Storage

Apify platform contains 3 storage types that you can use in your act and also outside the Apify platform using HTTP API and Javascript client.

Key-value store

Key value store is simple storage that can be used for string or file (buffer) records.

Basic usage

Each act run has assigned own key-value store containing it's input and possibly output. ID of this key-value store is available under run.defaultKeyValueStoreId.

In act you can use two shorthand methods to save and read records from it's default key-value store - Apify.setValue() [see docs] and Apify.getValue() [see docs]. So to fetch act's INPUT and set OUTPUT value call:

const Apify = require('apify');

Apify.main(async () => {
    // Get input of your act
    const input = await Apify.getValue('INPUT');

    ...

    await Apify.setValue('OUTPUT', imageBuffer, { contentType: 'image/jpeg' });
});

If you want to use other than default key-value store, for example some store that you share between the acts or between the act runs, then you can use Apify.openKeyValueStore() [see docs]:

const store = await Apify.openKeyValueStore('some-name');

const value = await store.getValue('some-value-key');

API and Javascript client

Key-value store also provides HTTP API to manage key-value stores and their records. If you are developing a Node.js application then you can also use Apify JavaScript client.

Dataset

The dataset is a storage that enables saving and retrieval of sequential data objects — typically results of some long running operation such as scraping or data extraction. Dataset is immutable - ie. data can be only added and cannot be changed.

Basic usage

Each act run has assigned own dataset, which is created when first item is stored into it.
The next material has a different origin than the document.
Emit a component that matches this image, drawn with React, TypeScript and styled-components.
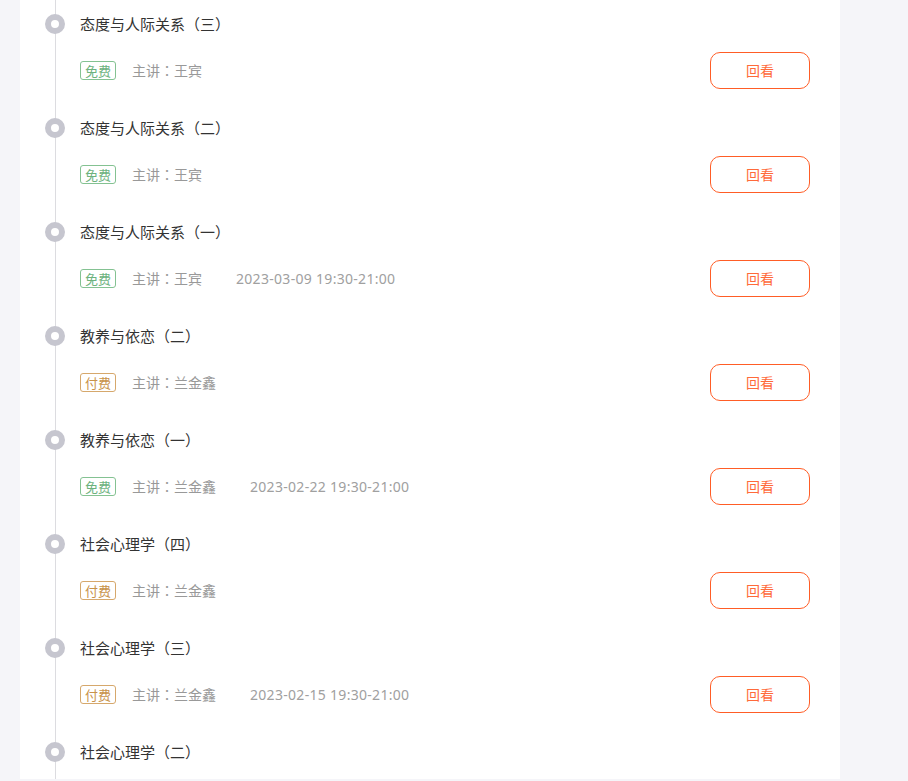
import React from "react";
import styled, { createGlobalStyle } from "styled-components";

const Global = createGlobalStyle`
  html, body { margin: 0; padding: 0; background: #f5f5f9; }
  body { font-family: "Noto Sans CJK SC", "Noto Sans", sans-serif; }
`;

const Page = styled.div`
  padding-left: 20px;
  height: 781px;
  overflow: hidden;
`;

const Panel = styled.div`
  width: 820px;
  height: 779px;
  background: #fff;
  overflow: hidden;
`;

const List = styled.ul`
  position: relative;
  list-style: none;
  margin: 0;
  padding: 0 30px 0 25px;
  &::before {
    content: "";
    position: absolute;
    left: 35px;
    top: 0;
    bottom: 0;
    width: 1px;
    background: #dcdce0;
  }
`;

const Item = styled.li`
  position: relative;
  padding: 14px 0 16px;
  height: 104px;
  box-sizing: border-box;
`;

const TitleRow = styled.div`
  display: flex;
  align-items: center;
  gap: 15px;
  height: 20px;
`;

const Dot = styled.span`
  position: relative;
  width: 20px;
  height: 20px;
  box-sizing: border-box;
  border-radius: 50%;
  border: 6px solid #c6c6cf;
  background: #fff;
  flex: none;
`;

const Title = styled.span`
  font-family: "Noto Sans CJK SC", sans-serif;
  font-size: 15px;
  color: #333;
  line-height: 20px;
`;

const InfoRow = styled.div`
  display: flex;
  align-items: center;
  height: 36px;
  margin-top: 18px;
  padding-left: 35px;
`;

const Tag = styled.span<{ $paid: boolean }>`
  display: inline-flex;
  align-items: center;
  justify-content: center;
  height: 19px;
  width: 36px;
  box-sizing: border-box;
  border: 1px solid ${(p) => (p.$paid ? "#d6a86c" : "#84c292")};
  color: ${(p) => (p.$paid ? "#c8924a" : "#6db27e")};
  border-radius: 3px;
  font-size: 13px;
  line-height: 1;
`;

const Lecturer = styled.span`
  font-family: "Noto Sans CJK TC", "Noto Sans CJK SC", sans-serif;
  margin-left: 16px;
  font-size: 14px;
  color: #999;
`;

const Time = styled.span`
  font-family: "Noto Sans", "Noto Sans CJK SC", sans-serif;
  letter-spacing: 0.3px;
  margin-left: 34px;
  font-size: 14px;
  color: #a0a0a0;
`;

const Replay = styled.button`
  margin-left: auto;
  width: 100px;
  height: 37px;
  box-sizing: border-box;
  border: 1px solid #ff5d26;
  border-radius: 10px;
  background: #fff;
  color: #ff6a3a;
  font-family: inherit;
  font-size: 14px;
  cursor: pointer;
`;

type Lesson = { title: string; paid: boolean; teacher: string; time?: string };

const lessons: Lesson[] = [
  { title: "态度与人际关系（三）", paid: false, teacher: "王宾" },
  { title: "态度与人际关系（二）", paid: false, teacher: "王宾" },
  { title: "态度与人际关系（一）", paid: false, teacher: "王宾", time: "2023-03-09 19:30-21:00" },
  { title: "教养与依恋（二）", paid: true, teacher: "兰金鑫" },
  { title: "教养与依恋（一）", paid: false, teacher: "兰金鑫", time: "2023-02-22 19:30-21:00" },
  { title: "社会心理学（四）", paid: true, teacher: "兰金鑫" },
  { title: "社会心理学（三）", paid: true, teacher: "兰金鑫", time: "2023-02-15 19:30-21:00" },
  { title: "社会心理学（二）", paid: true, teacher: "兰金鑫" },
];

export default function App() {
  return (
    <>
      <Global />
      <Page>
        <Panel>
          <List>
            {lessons.map((l, i) => (
              <Item key={i}>
                <TitleRow>
                  <Dot />
                  <Title>{l.title}</Title>
                </TitleRow>
                <InfoRow>
                  <Tag $paid={l.paid}>{l.paid ? "付费" : "免费"}</Tag>
                  <Lecturer>主讲：{l.teacher}</Lecturer>
                  {l.time && <Time>{l.time}</Time>}
                  <Replay>回看</Replay>
                </InfoRow>
              </Item>
            ))}
          </List>
        </Panel>
      </Page>
    </>
  );
}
ID of this dataset is available under run.defaultDatasetId.

In act you can use a shorthand methods to save items into default dataset - Apify.pushData() [see docs].

const Apify = require('apify');

Apify.main(async () => {
    // Put one item into the dataset:
    await Apify.pushData({ foo: 'bar' });

    // Put multiple items into the dataset:
    await Apify.pushData([
        { foo: 'hotel' },
        { foo: 'restaurant' },
    ]);
});

If you want to use other than default dataset, for example some dataset that you share between the acts or between the act runs, then you can use Apify.openDataset() [see docs]:

const dataset = await Apify.openDataset('some-name');

await dataset.pushData({ foo: 'bar' });

API and Javascript client

Dataset provides HTTP API to manage datasets and to add/retrieve their data. If you are developing a Node.js application then you can also use Apify JavaScript client.

Request queue

The request queue is a storage type that enables enqueueing and retrieval of requests (ie. urls with HTTP method and other parameters). This is usefull not only for web crawling but anywhere you need to process high number of urls and to be able to enqueue newly find links on on the way.

Basic usage

Each act run has assigned own request queue, which is created when first request is added into it. ID of this request queue is available under run.defaultRequestQueueId. You can also create a named queue which can be shared between the acts or between the runs.

To open a request queue use Apify.openRequestQueue() [see docs].

const Apify = require('apify');

Apify.main(async () => {
    // Open default request queue of the run:
    const queue1 = await Apify.openRequestQueue();

    // Open request queue with name "my-queue":
    const queue2 = await Apify.openRequestQueue('my-queue');
});

If queue is opened then you can use it:

// Add requests to queue
await queue.addRequest(new Apify.Request({ url: 'http://example.com/aaa'});
await queue.addRequest(new Apify.Request({ url: 'http://example.com/bbb'});
await queue.addRequest(new Apify.Request({ url: 'http://example.com/foo/bar'}, { forefront: true });

// Get requests from queue
const request1 = queue.fetchNextRequest();
const request2 = queue.fetchNextRequest();
const request3 = queue.fetchNextRequest();

// Mark some of them as handled
queue.markRequestHandled(request1);

// If processing fails then reclaim it back to the queue
queue.reclaimRequest(request2);

API and Javascript client

Request queue provides HTTP API to manage queues and to add/retrieve requests. If you are developing a Node.js application then you can also use Apify JavaScript client.